Kromer suggested the district follow metrics adopted by the school board in December, which called for the district to move to optional masking once Covid-19 cases in the Ely area move from “high” to “substantial” as categorized by the federal Center for Disease Control, for three consecutive weeks.
Those metrics would require six or fewer cases of Covid-19 among Ely area residents each week, far fewer than recent averages which included a January peak of more than 50 in one week and 20 or more cases in 11 of the last 12 weeks.
Klarich questioned if those numbers were attainable and pointed to recent declines in Covid cases, including substantial state and countywide drops in the last several weeks.
“No doubt there’s a trend going down,” said Klarich. “I just personally feel it’s time to open up again. That’s my opinion. The numbers are coming down and in some cases substantially.“
He added the recommendation is based on “seeing most of the school districts in Minnesota open up.”
Kromer wasn’t convinced and said “nothing has changed” since metrics were adopted two months ago and pressed for the district to heed the recommendations of local medical professionals and the CDC.
Another parent member, Michael Smith, questioned the recommendation and said “it seems like a little bitty of an easy way out to change the numbers.”
Another parent member of the advisory group, Devon Luthens, endorsed the plan to end the mask mandate and said students who choose to “can still wear a mask,” and be protected, given research showing the benefits of “one-way masking.”
Luthens was one of three people to address the school board Feb. 14 and ask for a more immediate end to the mandate.
Aubrie Hoover of St. Louis County Public Health participated in the advisory meeting and reported a steep drop in Covid activity in the county, including 136 active cases among public school students, down from a January peak of better than 900.

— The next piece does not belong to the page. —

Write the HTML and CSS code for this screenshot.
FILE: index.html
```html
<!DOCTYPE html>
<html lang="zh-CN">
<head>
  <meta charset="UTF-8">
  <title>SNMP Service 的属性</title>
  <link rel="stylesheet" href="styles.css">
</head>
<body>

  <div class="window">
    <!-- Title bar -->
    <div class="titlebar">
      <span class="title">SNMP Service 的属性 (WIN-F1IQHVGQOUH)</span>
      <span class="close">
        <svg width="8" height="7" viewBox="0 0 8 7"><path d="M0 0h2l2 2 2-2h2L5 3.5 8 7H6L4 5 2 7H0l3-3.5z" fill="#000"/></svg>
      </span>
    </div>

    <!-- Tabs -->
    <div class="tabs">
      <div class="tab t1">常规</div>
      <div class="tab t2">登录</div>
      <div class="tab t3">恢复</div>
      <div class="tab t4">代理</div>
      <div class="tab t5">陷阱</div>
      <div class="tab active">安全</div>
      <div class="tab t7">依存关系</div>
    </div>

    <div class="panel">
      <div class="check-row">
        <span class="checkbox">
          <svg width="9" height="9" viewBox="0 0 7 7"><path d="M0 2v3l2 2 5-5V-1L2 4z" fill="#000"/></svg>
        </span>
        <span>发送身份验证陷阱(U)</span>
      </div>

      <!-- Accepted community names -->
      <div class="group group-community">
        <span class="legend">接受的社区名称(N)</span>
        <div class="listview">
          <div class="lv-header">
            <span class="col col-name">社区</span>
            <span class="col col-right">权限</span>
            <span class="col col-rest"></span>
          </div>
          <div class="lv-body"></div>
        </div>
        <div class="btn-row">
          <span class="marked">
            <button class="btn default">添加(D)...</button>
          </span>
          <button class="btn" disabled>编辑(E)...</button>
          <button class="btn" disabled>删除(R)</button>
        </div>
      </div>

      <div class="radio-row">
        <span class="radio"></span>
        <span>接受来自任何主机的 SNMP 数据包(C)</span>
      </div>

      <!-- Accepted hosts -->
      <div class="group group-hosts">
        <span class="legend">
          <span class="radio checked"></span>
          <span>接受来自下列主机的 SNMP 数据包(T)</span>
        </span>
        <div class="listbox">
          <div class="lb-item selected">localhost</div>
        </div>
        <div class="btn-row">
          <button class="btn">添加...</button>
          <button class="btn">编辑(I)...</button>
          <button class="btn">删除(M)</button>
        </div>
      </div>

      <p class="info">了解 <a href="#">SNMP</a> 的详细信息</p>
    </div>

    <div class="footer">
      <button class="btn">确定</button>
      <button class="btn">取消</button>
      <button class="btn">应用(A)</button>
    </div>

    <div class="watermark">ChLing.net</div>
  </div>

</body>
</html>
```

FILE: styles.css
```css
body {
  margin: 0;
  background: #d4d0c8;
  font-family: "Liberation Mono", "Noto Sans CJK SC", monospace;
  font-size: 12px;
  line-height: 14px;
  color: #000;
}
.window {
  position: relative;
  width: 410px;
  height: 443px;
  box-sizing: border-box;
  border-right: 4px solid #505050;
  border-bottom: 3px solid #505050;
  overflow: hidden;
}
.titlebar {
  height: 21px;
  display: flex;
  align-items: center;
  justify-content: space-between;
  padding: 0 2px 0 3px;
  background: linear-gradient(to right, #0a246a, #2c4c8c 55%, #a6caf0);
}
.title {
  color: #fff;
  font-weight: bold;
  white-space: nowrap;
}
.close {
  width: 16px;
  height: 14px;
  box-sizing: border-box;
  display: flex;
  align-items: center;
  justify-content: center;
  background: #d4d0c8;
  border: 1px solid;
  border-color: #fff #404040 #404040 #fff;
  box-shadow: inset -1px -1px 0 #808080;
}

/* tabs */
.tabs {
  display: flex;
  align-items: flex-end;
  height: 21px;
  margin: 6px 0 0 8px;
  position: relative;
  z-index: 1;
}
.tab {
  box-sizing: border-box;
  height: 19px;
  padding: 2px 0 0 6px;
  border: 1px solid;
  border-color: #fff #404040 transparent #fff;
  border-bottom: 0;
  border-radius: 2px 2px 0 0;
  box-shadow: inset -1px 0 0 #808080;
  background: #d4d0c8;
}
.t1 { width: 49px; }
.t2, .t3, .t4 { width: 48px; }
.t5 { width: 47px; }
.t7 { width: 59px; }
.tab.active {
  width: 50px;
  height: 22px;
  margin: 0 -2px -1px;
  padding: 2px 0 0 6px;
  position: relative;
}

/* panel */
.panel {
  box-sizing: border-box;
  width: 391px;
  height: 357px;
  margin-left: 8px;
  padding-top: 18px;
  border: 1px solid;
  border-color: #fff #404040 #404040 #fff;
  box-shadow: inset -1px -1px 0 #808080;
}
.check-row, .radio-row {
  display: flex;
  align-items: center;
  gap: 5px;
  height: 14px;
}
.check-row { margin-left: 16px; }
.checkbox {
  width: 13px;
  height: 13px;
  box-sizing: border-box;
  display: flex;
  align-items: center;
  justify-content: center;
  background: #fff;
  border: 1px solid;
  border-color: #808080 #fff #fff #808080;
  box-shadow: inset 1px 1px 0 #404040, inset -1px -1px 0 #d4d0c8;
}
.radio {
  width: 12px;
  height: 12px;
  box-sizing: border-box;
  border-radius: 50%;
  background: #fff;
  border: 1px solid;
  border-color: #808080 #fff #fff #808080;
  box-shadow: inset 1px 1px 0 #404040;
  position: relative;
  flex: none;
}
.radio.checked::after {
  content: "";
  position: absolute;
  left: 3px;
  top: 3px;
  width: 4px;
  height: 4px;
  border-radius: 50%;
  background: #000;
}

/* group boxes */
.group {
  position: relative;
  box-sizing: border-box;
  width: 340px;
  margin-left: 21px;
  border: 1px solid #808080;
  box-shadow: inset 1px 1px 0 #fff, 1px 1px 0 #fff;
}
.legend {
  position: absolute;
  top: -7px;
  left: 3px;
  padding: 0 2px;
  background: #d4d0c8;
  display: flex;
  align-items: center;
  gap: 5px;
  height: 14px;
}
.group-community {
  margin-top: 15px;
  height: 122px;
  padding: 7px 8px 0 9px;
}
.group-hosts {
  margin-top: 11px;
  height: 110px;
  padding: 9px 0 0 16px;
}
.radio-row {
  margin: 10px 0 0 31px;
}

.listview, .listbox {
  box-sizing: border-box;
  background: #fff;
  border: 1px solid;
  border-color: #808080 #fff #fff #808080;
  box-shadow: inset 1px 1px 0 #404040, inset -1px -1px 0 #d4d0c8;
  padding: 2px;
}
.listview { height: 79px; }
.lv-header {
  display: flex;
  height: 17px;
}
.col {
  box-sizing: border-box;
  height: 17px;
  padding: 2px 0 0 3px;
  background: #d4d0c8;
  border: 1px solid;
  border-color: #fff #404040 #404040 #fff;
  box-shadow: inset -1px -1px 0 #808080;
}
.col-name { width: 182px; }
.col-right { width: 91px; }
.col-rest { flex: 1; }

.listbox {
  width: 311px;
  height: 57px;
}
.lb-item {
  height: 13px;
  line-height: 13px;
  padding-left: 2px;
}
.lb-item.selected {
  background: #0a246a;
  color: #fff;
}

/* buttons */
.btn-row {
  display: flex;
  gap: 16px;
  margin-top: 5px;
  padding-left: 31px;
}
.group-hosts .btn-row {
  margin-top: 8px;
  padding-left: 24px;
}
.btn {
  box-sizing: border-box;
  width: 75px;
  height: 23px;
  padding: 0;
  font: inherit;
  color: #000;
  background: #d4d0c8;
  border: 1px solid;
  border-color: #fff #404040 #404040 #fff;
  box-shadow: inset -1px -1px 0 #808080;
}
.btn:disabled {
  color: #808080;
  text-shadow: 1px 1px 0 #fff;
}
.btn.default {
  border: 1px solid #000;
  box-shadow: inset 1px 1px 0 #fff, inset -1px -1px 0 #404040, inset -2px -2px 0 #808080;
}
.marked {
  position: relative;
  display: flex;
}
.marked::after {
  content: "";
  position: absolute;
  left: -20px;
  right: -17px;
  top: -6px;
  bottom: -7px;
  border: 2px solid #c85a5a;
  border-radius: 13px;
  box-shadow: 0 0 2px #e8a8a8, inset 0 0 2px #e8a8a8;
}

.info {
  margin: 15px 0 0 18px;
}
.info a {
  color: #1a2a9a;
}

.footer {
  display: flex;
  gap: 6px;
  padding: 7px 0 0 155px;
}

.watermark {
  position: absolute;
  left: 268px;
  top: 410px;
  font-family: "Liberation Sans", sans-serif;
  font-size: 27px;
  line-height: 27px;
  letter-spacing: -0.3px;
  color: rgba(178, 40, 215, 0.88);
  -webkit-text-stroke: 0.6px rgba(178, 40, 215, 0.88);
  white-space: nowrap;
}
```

Hoover also rattled off other statistics showing that Covid-19 was rapidly decreasing, but cautioned “the numbers are moving in the right direction, but there’s still a fair amount of Covid in our area.”
Hoover acknowledged that other districts with mask mandates were dialing back, and said some schools were retaining the option to reinstate masking for individual classrooms in the case of a Covid outbreak.
She said it was unlikely that the CDC would end its current guidance calling for universal masking in public school settings, even though an increasing amount of schools are casting that guidance aside.
School board member Tom Omerza said he was confident that district administrators could provide direction should Covid flare-ups occur, hailing them for “doing a great job of addressing positive cases.”
High school principal Megan Anderson said there were only three positive cases among students and staff, a steep drop from early-January when as many as 46 cases were active at one time within the school district.
Since the start of the school year, the district has had 220 positive cases, more than four times as many as in 2020-21.
Ever since the school district adopted the mask mandate just prior to the start of the school year, the issue has sparked differing views and at-times contentious debate.
The decision led to a petition signed by more than 300 opponents and vehement vocal opposition at a Sept. 13 board meeting that was moved to the gymnasium to accommodate an audience of about 250 people.
Klarich told the group that he was “not against any thing that was decided prior to this, but I think it’s time (to change).”
Numerous other area districts, including the St. Louis County District with nearby schools in Babbitt, Tower and Cook, have not required masks all year. Others in the area without mask mandates include Mesabi East, Mt. Iron-Buhl and Chisholm, with Rock Ridge joining that group earlier this month.
In October, the Ely board rolled back part of its mandate - exempting after-school activities and allowing participants as well as spectators to be unmasked for indoor athletic events.